A bíblia conta uma história de abraço (Lucas 15.11-32) que é, provavelmente, o mais conhecido da bíblia – o abraço no filho pródigo que retorna para o lar. Mas também é um abraço do Deus Pai amoroso em todos nós que, simbolicamente, também já estivemos dissolutos em nossas vidas distantes da casa do Pai.

Quando lemos que “o pai correndo o abraçou”, descobrimos que na lógica do Reino de Deus é o inocente que generosamente oferece abraço àquele que o feriu, e não o culpado que precisa implorar pelo acolhimento.

Abraçar quando nós é quem fomos feridos é um ato divino de quem entendeu que o abraço é a personificação da Cruz de Cristo, que conecta o coração de Deus com o coração da humanidade, onde agora eu, você e o outro somos irmãos – filhos do mesmo Pai!
Quem nunca, em um dia frio, desejou o acolhimento de um abraço?  É bonito pensar que na própria criação Deus deixou mecanismos de cura mútua, pois pesquisas indicam que a prática do Abraço gera inúmeros benefícios à saúde. Sim, o abraço cura !

Nessas olimpíadas extremamente disputadas de 2021 em Tóquio, o abraço do time de vôlei do Brasil ao marcar o ponto do set  foi bonito e contagiante de se ver; foi cheio de intensidade, de vibração e de superação. Mas você já viu a emoção de uma filha que, depois de tanto tempo sem ver o pai, tem a possibilidade de receber o abraço e ouvir as palavras que durante toda a vida  almejou ouvir da figura paterna: “Eu te amo”?

 O grande dilema é como abraçar aquele que nos feriu? Como amar o inimigo? Como perdoar o imperdoável?

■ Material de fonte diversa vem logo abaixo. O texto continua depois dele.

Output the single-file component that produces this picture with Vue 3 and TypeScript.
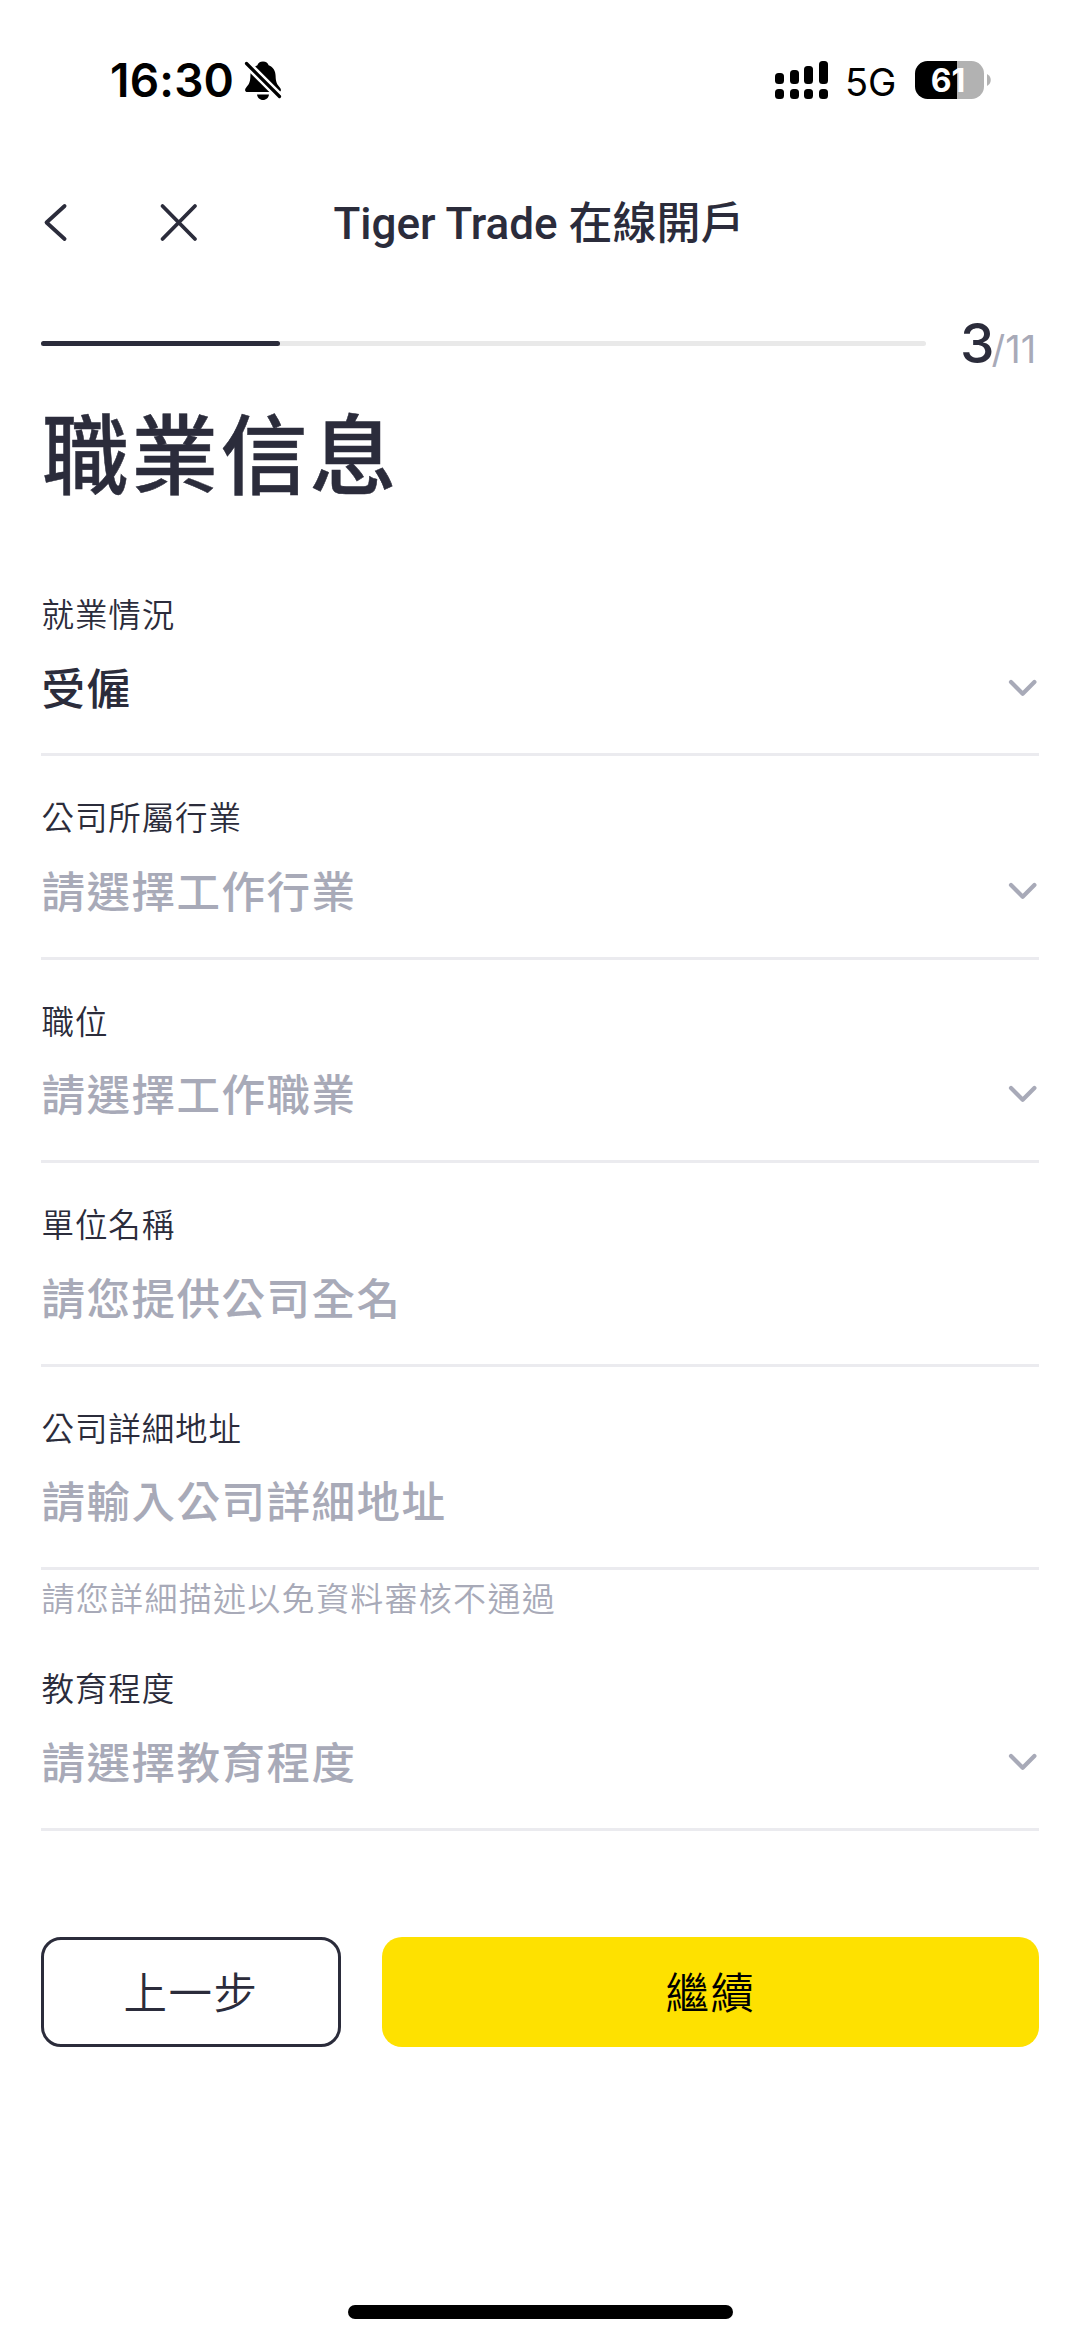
<script setup lang="ts">
import { ref } from 'vue'

interface Field {
  id: string
  label: string
  value: string
  placeholder: string
  select: boolean
  hint?: string
}

const step = ref(3)
const total = 11

const fields = ref<Field[]>([
  { id: 'status', label: '就業情況', value: '受僱', placeholder: '', select: true },
  { id: 'industry', label: '公司所屬行業', value: '', placeholder: '請選擇工作行業', select: true },
  { id: 'position', label: '職位', value: '', placeholder: '請選擇工作職業', select: true },
  { id: 'company', label: '單位名稱', value: '', placeholder: '請您提供公司全名', select: false },
  {
    id: 'address',
    label: '公司詳細地址',
    value: '',
    placeholder: '請輸入公司詳細地址',
    select: false,
    hint: '請您詳細描述以免資料審核不通過',
  },
  { id: 'education', label: '教育程度', value: '', placeholder: '請選擇教育程度', select: true },
])

const signal = [11, 14, 18, 23]
</script>

<template>
  <div class="screen">
    <div class="status">
      <div class="status-left">
        <span class="time">16:30</span>
        <svg class="bell" width="38" height="42" viewBox="0 0 38 42">
          <path
            d="M19 1.500c-3 0-5 1.700-5.600 3.800C8.500 7.300 6.500 11 6.400 16c-.1 6-1.600 8.600-4.200 11.400C.3 29.500.8 32 3.600 32h30.800c2.800 0 3.300-2.500 1.400-4.600C33.200 24.600 31.700 22 31.600 16c-.1-5-2.100-8.700-7-10.700C24 3.200 22 1.500 19 1.500Z"
          />
          <path d="M13 34.500h12c-.5 3.200-2.800 5.500-6 5.500s-5.500-2.300-6-5.500Z" />
          <path d="M0 1 L37 38" stroke="#fff" stroke-width="8" />
          <path d="M2.500 3.500 L35.500 36.500" stroke="#000" stroke-width="3.200" stroke-linecap="round" />
        </svg>
      </div>
      <div class="status-right">
        <div class="signal">
          <div v-for="h in signal" :key="h" class="signal-col">
            <i :style="{ height: h + 'px' }"></i>
            <i class="dot"></i>
          </div>
        </div>
        <span class="network">5G</span>
        <div class="battery"><span>61</span></div>
        <svg class="nub" width="4" height="12" viewBox="0 0 4 12"><path d="M0 0c5 2.500 5 9.500 0 12Z" fill="#b2b2b2" /></svg>
      </div>
    </div>

    <header class="nav">
      <svg width="180" height="44" viewBox="0 0 180 44" class="nav-icons">
        <path d="M24.600 6 L6.500 22.500 L24.600 39" />
        <path d="M122.500 6 L155 39 M155 6 L122.500 39" />
      </svg>
      <h2>Tiger Trade 在線開戶</h2>
    </header>

    <div class="progress">
      <div class="track"><div class="bar" :style="{ width: (step / total) * 99 + '%' }"></div></div>
      <div class="count"><b>{{ step }}</b><span>/{{ total }}</span></div>
    </div>

    <h1>職業信息</h1>

    <form class="form" @submit.prevent>
      <template v-for="f in fields" :key="f.id">
        <div class="field">
          <label>{{ f.label }}</label>
          <div class="row">
            <span class="value" :class="{ empty: !f.value }">{{ f.value || f.placeholder }}</span>
            <svg v-if="f.select" width="30" height="20" viewBox="0 0 30 20">
              <path d="M3 4 L14.700 15.800 L26.400 4" />
            </svg>
          </div>
        </div>
        <p v-if="f.hint" class="hint">{{ f.hint }}</p>
      </template>

      <div class="actions">
        <button type="button" class="prev">上一步</button>
        <button type="submit" class="next">繼續</button>
      </div>
    </form>

    <div class="home"></div>
  </div>
</template>

<style>
body {
  margin: 0;
  background: #fff;
}
</style>

<style scoped>
.screen {
  box-sizing: border-box;
  width: 1080px;
  height: 2341px;
  padding: 0 41px 22px;
  display: flex;
  flex-direction: column;
  background: #fff;
  color: #2b2c3b;
  overflow: hidden;
  font-family: Roboto, 'Noto Sans CJK TC', sans-serif;
}
.status {
  height: 160px;
  display: flex;
  justify-content: space-between;
  align-items: center;
  color: #000;
  font-family: Inter, sans-serif;
}
.status-left {
  display: flex;
  align-items: center;
  padding-left: 69px;
}
.time {
  width: 134px;
  font-size: 46px;
  line-height: 60px;
  font-weight: 600;
  letter-spacing: 0.200px;
  white-space: nowrap;
}
.bell {
  margin-top: 2px;
}
.status-right {
  display: flex;
  align-items: center;
  padding-right: 48px;
}
.signal {
  display: flex;
  align-items: flex-end;
  gap: 5.700px;
  height: 38px;
}
.signal-col {
  display: flex;
  flex-direction: column;
  gap: 5px;
}
.signal-col i {
  display: block;
  width: 9px;
  border-radius: 3.500px;
  background: #000;
}
.signal-col .dot {
  height: 10px;
}
.network {
  width: 70px;
  margin-left: 17px;
  font-size: 38px;
  line-height: 50px;
  margin-top: 3px;
}
.battery {
  box-sizing: border-box;
  width: 69px;
  height: 38px;
  padding-right: 3px;
  border-radius: 12.500px;
  background: linear-gradient(90deg, #000 42px, #b2b2b2 42px);
  color: #fff;
  font-size: 32px;
  font-weight: 700;
  line-height: 39px;
  text-align: center;
}
.nub {
  margin-left: 3px;
}
.nav {
  position: relative;
  height: 126px;
  display: flex;
  justify-content: center;
  align-items: center;
}
.nav-icons {
  position: absolute;
  left: -1px;
  top: 40px;
  fill: none;
  stroke: #2b2c3b;
  stroke-width: 3.800;
  stroke-linecap: round;
  stroke-linejoin: round;
}
.nav h2 {
  margin: 2px 2px 0 0;
  font-size: 44px;
  line-height: 60px;
  font-weight: 500;
  white-space: nowrap;
}
.progress {
  height: 116px;
  display: flex;
  align-items: center;
}
.track {
  width: 885px;
  height: 5px;
  border-radius: 3px;
  background: #e9e9e9;
  margin-bottom: 1px;
}
.bar {
  height: 5px;
  border-radius: 3px;
  background: #2b2c3b;
}
.count {
  margin-left: 34px;
  margin-top: 12px;
  font-family: Inter, sans-serif;
  line-height: 60px;
  white-space: nowrap;
}
.count b {
  font-size: 55px;
  font-weight: 500;
  letter-spacing: -3px;
}
.count span {
  font-size: 38px;
  color: #a8aab8;
}
h1 {
  margin: 9px 0 48px 1px;
  font-size: 87px;
  line-height: 94px;
  font-weight: 500;
  letter-spacing: 2.200px;
  -webkit-text-stroke: 0.500px #2b2c3b;
}
.form {
  display: flex;
  flex-direction: column;
  width: 998px;
}
.field {
  box-sizing: border-box;
  height: 203.400px;
  padding-top: 43px;
  border-bottom: 3px solid #ebebef;
}
label {
  display: block;
  padding-left: 0.500px;
  font-size: 32.500px;
  font-weight: 350;
  line-height: 40px;
  letter-spacing: 0.900px;
}
.row {
  margin-top: 24.500px;
  height: 60px;
  display: flex;
  align-items: center;
  justify-content: space-between;
}
.value {
  padding-left: 0.500px;
  font-size: 43.500px;
  line-height: 60px;
  font-weight: 500;
  letter-spacing: 1.500px;
}
.empty {
  color: #a8aab8;
}
.row svg {
  margin-right: 1.500px;
  margin-top: -6px;
  fill: none;
  stroke: #a8aab8;
  stroke-width: 4.200;
  stroke-linecap: round;
  stroke-linejoin: round;
}
.hint {
  margin: 0;
  padding-left: 0.500px;
  height: 57.500px;
  line-height: 60px;
  font-size: 33px;
  font-weight: 350;
  letter-spacing: 1.300px;
  color: #a8aab8;
}
.actions {
  margin-top: 106.500px;
  display: flex;
  gap: 41px;
}
.actions button {
  box-sizing: border-box;
  height: 110px;
  padding: 6px 0 0;
  border-radius: 20px;
  font-family: inherit;
  font-size: 43.500px;
  font-weight: 350;
  letter-spacing: 1.500px;
  line-height: 60px;
}
.prev {
  width: 300px;
  background: #fff;
  border: 3px solid #2b2c3b;
  color: #2b2c3b;
}
.next {
  flex: 1;
  background: #fee100;
  border: 0;
  color: #000;
}
.home {
  width: 385px;
  height: 14px;
  margin: auto auto 0;
  border-radius: 7px;
  background: #000;
}
</style>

Por esses dias refletia com um amigo que um dos mais importantes passos da fé Cristã é amadurecer a ponto de não se tornar um religioso cego e fanático – o que eu costumo chamar de fariseu moderno – mas  o segundo estágio dessa maturidade para alcançar uma espiritualidade saudável é conseguir superar o desafio de olhar para os religiosos de nosso tempo como Jesus também olhou para Saulo: em amor.

Hoje em dia temos inúmeros cursos e pregações dizendo como não ser um religioso – e isso é bom – mas, em contrapartida, não somos ensinados a como tratar aqueles que vivem como religiosos. Geralmente não nos sentamos à mesa com estes e potencializamos ainda mais a distância e a inimizade, vivenciando um ódio reverso.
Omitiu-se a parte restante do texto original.